Multiple intervenors have also emphasized that this challenge to BC’s current mineral tenure regime does not mean they are opposed to mining in general – but that going forward, BC’s mining laws must be aligned with its commitments to Indigenous peoples.

As noted by Naxginkw (Tara Marsden):

Our application to intervene is not about stopping mining, or opposing all mining activities. We currently have multiple consent-based agreements with mining companies that are leading the much-needed change in their industry. These agreements are in places that are not as sensitive in terms of salmon habitat. A better process is possible.
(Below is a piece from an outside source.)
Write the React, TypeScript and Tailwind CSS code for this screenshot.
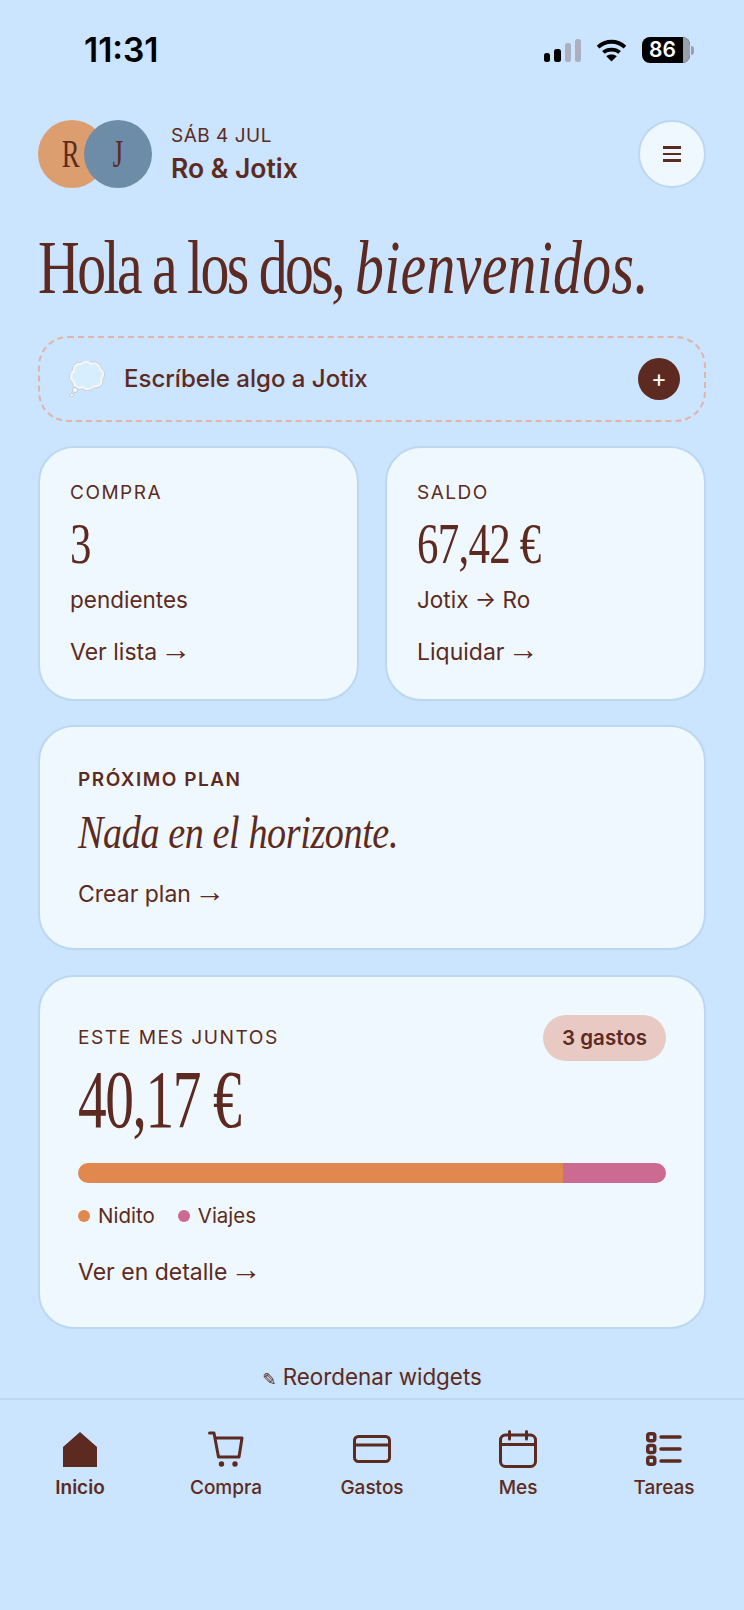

The provincial government can, at any time, stand down in this case, concede our evidence and avoid costly litigation that only favours those mining companies that want to see us stay in the colonial era rather than moving into the era of mutual consent.

Since the launch of Gitxaała’s case, the BC government has committed to modernize the Mineral Tenure Act in collaboration with First Nations and Indigenous organizations, in alignment with its DRIPA Action Plan. Mining reform advocates will be watching closely as these important issues are debated, both in the courts and in the Legislature.